The proposed compact would allow a special slots-only casino in Miami-Dade County and in Palm Beach County, where the Palm Beach Kennel Club is located. But under state Senate President-delegate Senator Joe Negron’s amendment to SB 7072, parimutuels could add slots in Brevard, Gadsden, Hamilton, Lee, Palm Beach and Washington counties where voters have approved them, and in other counties where voters approve them in the future. He said the countywide approvals are “a reasonable expansion when the voters have approved it.”
Expanding slots beyond Miami-Dade and Palm Beach counties could jeopardize the proposed Seminole compact, observers said. “I don’t think there’s anything wrong with telling the tribe what we want as a legislature and letting them respond. Let’s put something on the table and negotiate from that standpoint,” said state Senator Jack Latvala. Seminole spokesman Gary Bitner commented, “The tribe hopes to continue working with legislators to finalize a deal this session.”
Negron’s amendment also allows decoupling, or removing the requirement that tracks run live dog or horse races in order to offer other gambling, like slots and card rooms. Jai alai facilities also would not have to offer the games. Negron said the objective is to reduce parimutuel permits by 40 percent; 12 of them currently are dormant. He noted the measure calls for transferring from the Seminole tribe revenue share $20 million annually for purses and $25 million a year for a “purse pool” from gaming facilities that opt to discontinue racing.
“We have in the bill generous purse pools frankly coming from people in another activity. We’re taking money from them to subsidize people that want to race and raise horses. We’ve bent over backwards to accommodate their interests,” Negron said. “There’s nothing in this bill that stops a greyhound track from continuing racing. Some folks in greyhound racing, despite decoupling, are going to continuing racing.”
The House Regulatory Affairs Committee also passed a bill, but with language more similar to the original proposed compact.
The courts also could impact the compact, since the Florida Supreme Court will hear a case in July to decide if the legislature must approve parimutuel gambling. If the court determines voters, not the legislature, can make that decision, a casino would be allowed at a racetrack in Gretna, in Gadsden County and the five other counties where voters approved slots. However, the Florida state constitution specifically approves a state lottery and casinos in Broward and Miami-Dade counties, but says nothing about casinos anywhere else in the state.
State Senator Rob Bradley, chairman of the Senate committee, said, “We either craft the future of gaming here, amongst the elected officials, or we leave it to the arguments that courts will consider and litigation will work out.”

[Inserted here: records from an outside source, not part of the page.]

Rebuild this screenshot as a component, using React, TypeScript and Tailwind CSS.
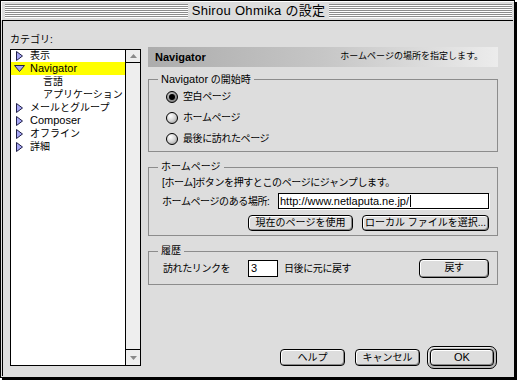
import type { ReactNode } from "react";

const font = "font-['Liberation_Sans','Noto_Sans_CJK_JP',sans-serif]";

function Stripes() {
  return (
    <div className="flex flex-1 flex-col">
      {Array.from({ length: 7 }).map((_, i) => (
        <div key={i} className="h-[2px] border-t border-[#8c8c8c] bg-white" />
      ))}
    </div>
  );
}

function Btn({ children, className }: { children: ReactNode; className: string }) {
  return (
    <button
      type="button"
      className={`flex items-center justify-center rounded-[4px] border border-black bg-[#dddddd] text-[10px] leading-none text-black shadow-[inset_1px_1px_0_#fff,inset_-1px_-1px_0_#8a8a8a] ${className}`}
    >
      {children}
    </button>
  );
}

function Radio({ label, checked }: { label: string; checked?: boolean }) {
  return (
    <div className="flex h-[21px] items-center gap-[5px]">
      <span
        className={
          checked
            ? "flex h-[12px] w-[12px] items-center justify-center rounded-full border border-black bg-[radial-gradient(circle_at_35%_30%,#c8c8c8_0%,#6a6a6a_100%)]"
            : "flex h-[12px] w-[12px] items-center justify-center rounded-full border border-black bg-[radial-gradient(circle_at_35%_30%,#ffffff_0%,#d4d4d4_50%,#8a8a8a_100%)]"
        }
      >
        {checked && <span className="h-[6px] w-[6px] rounded-full bg-black" />}
      </span>
      <span className="text-[10px] tracking-[-0.4px]">{label}</span>
    </div>
  );
}

function Closed() {
  return (
    <svg width="7" height="10" viewBox="0 0 7 10">
      <path d="M0.5 0.5 L6.5 5 L0.5 9.5 Z" fill="#a4a4f4" stroke="#202048" />
    </svg>
  );
}

function Open() {
  return (
    <svg width="11" height="7" viewBox="0 0 11 7">
      <path d="M0.5 0.5 H10.5 L5.5 6.5 Z" fill="#a4a4f4" stroke="#202048" />
    </svg>
  );
}

const items: { label: string; kind: "closed" | "open" | "child"; latin?: boolean }[] = [
  { label: "表示", kind: "closed" },
  { label: "Navigator", kind: "open", latin: true },
  { label: "言語", kind: "child" },
  { label: "アプリケーション", kind: "child" },
  { label: "メールとグループ", kind: "closed" },
  { label: "Composer", kind: "closed", latin: true },
  { label: "オフライン", kind: "closed" },
  { label: "詳細", kind: "closed" },
];

export default function App() {
  return (
    <div className={`h-[380px] w-[517px] text-black ${font}`}>
      <div className="flex h-[378px] w-[515px] flex-col border border-black bg-[#dddddd] shadow-[2px_2px_0_0_#000]">
        {/* title bar */}
        <div className="flex h-[19px] items-center pl-[4px] pr-[2px] shadow-[inset_1px_1px_0_#fff]">
          <Stripes />
          <span className="px-[4px] text-[13px] leading-[19px] tracking-[0.3px]">Shirou Ohmika の設定</span>
          <Stripes />
        </div>

        <div className="mx-[1px] mb-[1px] flex flex-1 border-l border-t border-black pl-[7px]">
          {/* category list */}
          <div className="flex w-[131px] flex-col pt-[12px]">
            <div className="h-[14px] text-[10px] leading-[14px]">カテゴリ:</div>
            <div className="mt-[2px] flex h-[317px] border border-black bg-white">
              <ul className="-mt-px flex-1">
                {items.map((it) => (
                  <li
                    key={it.label}
                    className={
                      it.kind === "open"
                        ? "flex h-[13px] items-center bg-[#ffff00] pl-[3px]"
                        : "flex h-[13px] items-center pl-[3px]"
                    }
                  >
                    {it.kind === "child" ? (
                      <span className="w-[24px]" />
                    ) : (
                      <span className="flex w-[11px] justify-center">
                        {it.kind === "open" ? <Open /> : <Closed />}
                      </span>
                    )}
                    <span
                      className={
                        it.latin
                          ? "ml-[5px] text-[11px] leading-none"
                          : "ml-[5px] text-[10px] leading-none"
                      }
                    >
                      {it.label}
                    </span>
                  </li>
                ))}
              </ul>
              <div className="flex w-[15px] flex-col justify-between border-l border-black bg-[#eeeeee]">
                <div className="flex h-[13px] items-center justify-center border-b border-black">
                  <svg width="7" height="4" viewBox="0 0 7 4">
                    <path d="M3.5 0 L7 4 H0 Z" fill="#8a8a8a" />
                  </svg>
                </div>
                <div className="flex h-[16px] items-center justify-center border-t border-black">
                  <svg width="7" height="4" viewBox="0 0 7 4">
                    <path d="M0 0 H7 L3.5 4 Z" fill="#8a8a8a" />
                  </svg>
                </div>
              </div>
            </div>
          </div>

          {/* settings panel */}
          <div className="ml-[7px] flex w-[350px] flex-col pb-[7px] pt-[26px]">
            <div className="flex h-[20px] items-center justify-between bg-linear-to-r from-[#acacac] via-[#c6c6c6] to-[#ececec] pl-[7px] pr-[15px]">
              <span className="text-[11px] font-bold">Navigator</span>
              <span className="text-[9px]">ホームページの場所を指定します。</span>
            </div>

            <fieldset className="mt-[6px] border border-[#8c8c8c]">
              <legend className="ml-[9px] px-[3px] text-[10px] leading-[12px]">
                <span className="text-[11px]">Navigator</span> の開始時
              </legend>
              <div className="pb-[2px] pl-[17px]">
                <Radio label="空白ページ" checked />
                <Radio label="ホームページ" />
                <Radio label="最後に訪れたページ" />
              </div>
            </fieldset>

            <fieldset className="mt-[9px] border border-[#8c8c8c]">
              <legend className="ml-[9px] px-[3px] text-[10px] leading-[12px]">ホームページ</legend>
              <div className="pb-[4px] pl-[13px] pr-[8px] text-[10px]">
                <div className="flex h-[18px] items-center tracking-[-0.4px]">
                  [ホーム]ボタンを押すとこのページにジャンプします。
                </div>
                <div className="mt-[2px] flex h-[16px] items-center">
                  <span className="w-[116px] tracking-[-0.4px]">ホームページのある場所:</span>
                  <div className="flex h-[16px] flex-1 items-center border border-black bg-white pl-[1px] shadow-[1px_1px_0_#fff]">
                    <span className="text-[11px] leading-none">http://www.netlaputa.ne.jp/</span>
                    <span className="ml-[1px] h-[12px] w-px bg-black" />
                  </div>
                </div>
                <div className="mt-[6px] flex justify-end gap-[9px]">
                  <Btn className="h-[16px] w-[105px]">現在のページを使用</Btn>
                  <Btn className="h-[16px] w-[127px]">ローカル ファイルを選択...</Btn>
                </div>
              </div>
            </fieldset>

            <fieldset className="mt-[9px] border border-[#8c8c8c]">
              <legend className="ml-[9px] px-[3px] text-[10px] leading-[12px]">履歴</legend>
              <div className="mt-[1px] flex h-[20px] items-center pl-[14px] pr-[8px] text-[10px] tracking-[-0.4px]">
                <span className="w-[85px]">訪れたリンクを</span>
                <div className="flex h-[17px] w-[30px] items-center border border-black bg-white pl-[2px]">
                  <span className="text-[11px] leading-none">3</span>
                </div>
                <span className="ml-[6px]">日後に元に戻す</span>
                <Btn className="ml-auto h-[19px] w-[70px]">戻す</Btn>
              </div>
              <div className="h-[6px]" />
            </fieldset>

            <div className="mt-auto flex items-center justify-end pr-[1px]">
              <Btn className="mr-[10px] h-[17px] w-[65px]">ヘルプ</Btn>
              <Btn className="mr-[7px] h-[17px] w-[65px]">キャンセル</Btn>
              <div className="rounded-[7px] border border-black bg-[#b8b8b8] p-[2px] shadow-[inset_1px_1px_0_#eee]">
                <Btn className="h-[17px] w-[64px] text-[11px]">OK</Btn>
              </div>
            </div>
          </div>
        </div>
      </div>
    </div>
  );
}
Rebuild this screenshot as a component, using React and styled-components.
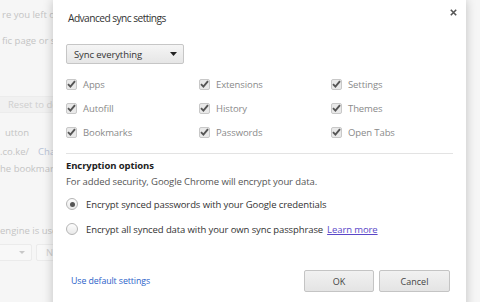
import React from "react";
import styled, { createGlobalStyle } from "styled-components";

const Global = createGlobalStyle`
  html, body { margin: 0; padding: 0; }
  body {
    background: #f5f5f5;
    font-family: "Open Sans", "Noto Sans", sans-serif;
  }
`;

const Screen = styled.div`
  position: relative;
  width: 480px;
  height: 302px;
  overflow: hidden;
  background: #f6f6f6;
`;

/* ---------- faded page behind the dialog ---------- */
const BackPage = styled.div`
  display: flex;
  flex-direction: column;
  width: 140px;
  padding-top: 9px;
  font-size: 9.5px;
  line-height: 12px;
  color: #c4c4c4;
  white-space: nowrap;
`;

const BackLine = styled.div`
  margin-top: ${(p) => p.$mt || 0}px;
  padding-left: ${(p) => p.$indent || 0}px;
`;

const BackLink = styled.span`
  color: #b9c3d6;
  margin-left: 9px;
`;

const BackButton = styled.div`
  margin-top: ${(p) => p.$mt || 0}px;
  height: 15px;
  line-height: 15px;
  background: #f1f1f1;
  border-top: 1px solid #ececec;
  border-bottom: 1px solid #ececec;
  padding-left: 8px;
  color: #cfcfcf;
`;

const BackControls = styled.div`
  display: flex;
  gap: 4px;
  margin-top: ${(p) => p.$mt || 0}px;
  margin-left: -6px;
`;

const BackSelect = styled.div`
  width: 38px;
  height: 17px;
  border: 1px solid #ebebeb;
  border-radius: 2px;
  background: #f8f8f8;
  display: flex;
  align-items: center;
  justify-content: flex-end;
  padding-right: 6px;
  box-sizing: border-box;
`;

const BackBtn = styled.div`
  width: 30px;
  height: 17px;
  border: 1px solid #ebebeb;
  border-radius: 2px;
  background: #f8f8f8;
  box-sizing: border-box;
  padding-left: 9px;
  line-height: 15px;
  color: #cfcfcf;
`;

/* ---------- dialog ---------- */
const Dialog = styled.div`
  position: absolute;
  left: 53px;
  top: 0;
  width: 413px;
  height: 320px;
  box-sizing: border-box;
  background: #fff;
  box-shadow: 0 0 10px rgba(0, 0, 0, 0.22);
  padding: 10px 13px 0 13px;
  display: flex;
  flex-direction: column;
  color: #333;
  font-size: 9.5px;
  letter-spacing: -0.1px;
`;

const Header = styled.div`
  display: flex;
  justify-content: space-between;
  align-items: flex-start;
`;

const Title = styled.div`
  font-size: 10.2px;
  letter-spacing: -0.55px;
  line-height: 16px;
  margin-left: 2px;
  color: #333;
`;

const Close = styled.svg`
  width: 7px;
  height: 7px;
  margin-top: -1px;
  margin-right: -4px;
`;

const Select = styled.div`
  margin-top: 18px;
  width: 118px;
  height: 20px;
  box-sizing: border-box;
  border: 1px solid #c6c6c6;
  border-radius: 2px;
  background: linear-gradient(#f5f5f5, #e6e6e6);
  display: flex;
  align-items: center;
  justify-content: space-between;
  padding: 0 6px 0 7px;
  color: #333;
`;

const Arrow = styled.svg`
  width: 7px;
  height: 4px;
`;

const Options = styled.div`
  margin-top: 8px;
  display: grid;
  grid-template-columns: 133px 132px 1fr;
  grid-auto-rows: 24px;
`;

const CheckItem = styled.label`
  display: flex;
  align-items: center;
  gap: 6px;
  color: #8a8a8a;
`;

const Box = styled.span`
  width: 11px;
  height: 11px;
  box-sizing: border-box;
  border: 1px solid #c8c8c8;
  border-radius: 2px;
  background: #e9e9e9;
  display: flex;
  align-items: center;
  justify-content: center;
`;

const Separator = styled.div`
  margin-top: 9px;
  height: 1px;
  background: #e3e3e3;
`;

const SectionTitle = styled.div`
  margin-top: 4px;
  line-height: 16px;
  font-weight: 700;
  color: #222;
`;

const Note = styled.div`
  line-height: 16px;
  color: #555;
`;

const RadioRow = styled.label`
  margin-top: ${(p) => p.$mt}px;
  height: 20px;
  display: flex;
  align-items: center;
  gap: 8px;
  color: #333;
`;

const Radio = styled.span`
  width: 12px;
  height: 12px;
  box-sizing: border-box;
  border-radius: 50%;
  border: 1px solid #b5b5b5;
  background: linear-gradient(#fdfdfd, #e9e9e9);
  display: flex;
  align-items: center;
  justify-content: center;
  &::after {
    content: "";
    width: 5px;
    height: 5px;
    border-radius: 50%;
    background: ${(p) => (p.$on ? "#555" : "transparent")};
  }
`;

const Link = styled.a`
  color: ${(p) => (p.$visited ? "#5a47c8" : "#2a62c9")};
  text-decoration: ${(p) => (p.$underline ? "underline" : "none")};
  margin-left: ${(p) => p.$ml || 0}px;
  font-size: ${(p) => p.$size || 9.5}px;
  cursor: pointer;
`;

const Footer = styled.div`
  margin-top: 31px;
  display: flex;
  align-items: center;
  justify-content: space-between;
  padding: 0 3px 0 5px;
`;

const Buttons = styled.div`
  display: flex;
  gap: 5px;
`;

const Button = styled.button`
  width: ${(p) => p.$w}px;
  height: 22px;
  box-sizing: border-box;
  border: 1px solid #c4c4c4;
  border-radius: 2px;
  background: linear-gradient(#f1f1f1, #e4e4e4);
  font-family: inherit;
  font-size: 9px;
  color: #444;
  padding: 0;
`;

const Check = () => (
  <svg width="9" height="8" viewBox="0 0 9 8">
    <path d="M1 4.2 L3.4 6.6 L8 1.2" fill="none" stroke="#555" strokeWidth="1.9" />
  </svg>
);

const items = [
  "Apps", "Extensions", "Settings",
  "Autofill", "History", "Themes",
  "Bookmarks", "Passwords", "Open Tabs",
];

export default function App() {
  return (
    <Screen>
      <Global />
      <BackPage>
        <BackLine $indent={2}>re you left off</BackLine>
        <BackLine $mt={14} $indent={2}>fic page or set</BackLine>
        <BackButton $mt={49}>Reset to defaults</BackButton>
        <BackLine $mt={14} $indent={5}>utton</BackLine>
        <BackLine $mt={7}>.co.ke/<BackLink>Change</BackLink></BackLine>
        <BackLine $mt={5}>he bookmark</BackLine>
        <BackLine $mt={50}>engine is used</BackLine>
        <BackControls $mt={7}>
          <BackSelect>
            <svg width="6" height="3" viewBox="0 0 6 3"><path d="M0 0h6L3 3z" fill="#c8c8c8" /></svg>
          </BackSelect>
          <BackBtn>N</BackBtn>
        </BackControls>
      </BackPage>

      <Dialog>
        <Header>
          <Title>Advanced sync settings</Title>
          <Close viewBox="0 0 7 7">
            <path d="M0.8 0.8 L6.2 6.2 M6.2 0.8 L0.8 6.2" stroke="#555" strokeWidth="1.6" />
          </Close>
        </Header>

        <Select>
          <span>Sync everything</span>
          <Arrow viewBox="0 0 7 4"><path d="M0 0h7L3.5 4z" fill="#222" /></Arrow>
        </Select>

        <Options>
          {items.map((t) => (
            <CheckItem key={t}>
              <Box><Check /></Box>
              {t}
            </CheckItem>
          ))}
        </Options>

        <Separator />
        <SectionTitle>Encryption options</SectionTitle>
        <Note>For added security, Google Chrome will encrypt your data.</Note>

        <RadioRow $mt={4}>
          <Radio $on />
          Encrypt synced passwords with your Google credentials
        </RadioRow>
        <RadioRow $mt={5}>
          <Radio />
          <span>
            Encrypt all synced data with your own sync passphrase
            <Link $visited $underline $ml={4}>Learn more</Link>
          </span>
        </RadioRow>

        <Footer>
          <Link $size={8.8}>Use default settings</Link>
          <Buttons>
            <Button $w={70}>OK</Button>
            <Button $w={71}>Cancel</Button>
          </Buttons>
        </Footer>
      </Dialog>
    </Screen>
  );
}
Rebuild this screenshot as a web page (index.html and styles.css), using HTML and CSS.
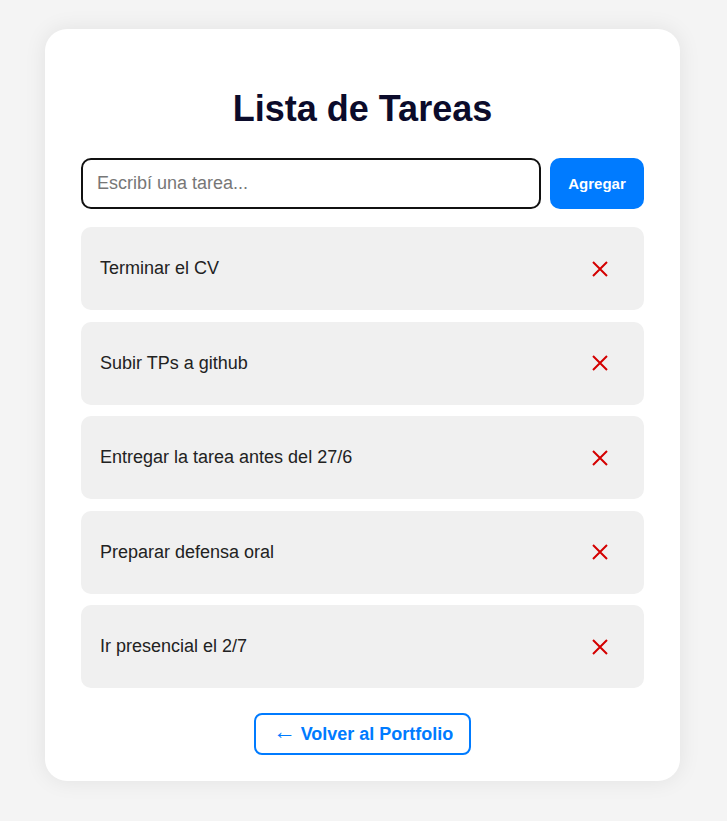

Still, the question of allowing slots or not may someday become a non-issue, according to a report by Mary Ellen Klas and Jeremy Wallace of the Bradenton Herald. “Market research studies show the massive millennial generation, 21- to 34-year-olds who outnumber baby boomers, consider slot machines boring and table games only slightly more appealing. Unless the gaming industry finds a way to capture this tech-savvy generation with online gambling or games delivered to their homes and offices through smartphones, even the games the industry is hoping to rescue will die,” the report said.
Michael Pollock, managing director of the gaming-research company Spectrum Gaming, noted, “We can’t assume, as we have in previous generations, that as people enter prime gaming age they are going to gravitate to the same games their predecessors did. It’s just not going to happen. Slot machines, as they are presently constituted, are clearly vulnerable.”
Even Jim Allen, chief executive officer at Seminole Gaming, has doubts about the long-term popularity of slots. He said the tribe is willing to guarantee payments for only seven of the 20-year compact, and noted concern over their longevity “has merit.”
Izzy Havenick, vice president of his family owned Magic City Casino and owner of greyhound tracks in Miami-Dade and Lee counties, noted it’s ironic how a slow-dying industry is being touted to save a fast-dying industry. “We might be mortgaging the future to save ourselves in the present. In 10 years I don’t know if we will look back and say this was the right fight to have or not, but right now our only salvation is to have these machines. Do I think it’s shortsighted? Yes. But the problem is we’re not being given much of a choice. Our hand is being forced.”
The Bradenton Herald report asks, “Should the state continue to give the tribe a monopoly and artificially prop up the parimutuel industry with a product also on the decline, or does it stand down and watch parimutuels, one of the state’s oldest industries, disappear?” State Rep. Richard Corcoran, next year’s House speaker, said, “A lot of us feel they should go out to the free marketplace and survive. If they don’t, they don’t, and if they do, great. But I don’t think they should keep coming to us for some sort of statutory benefits. That just doesn’t work.”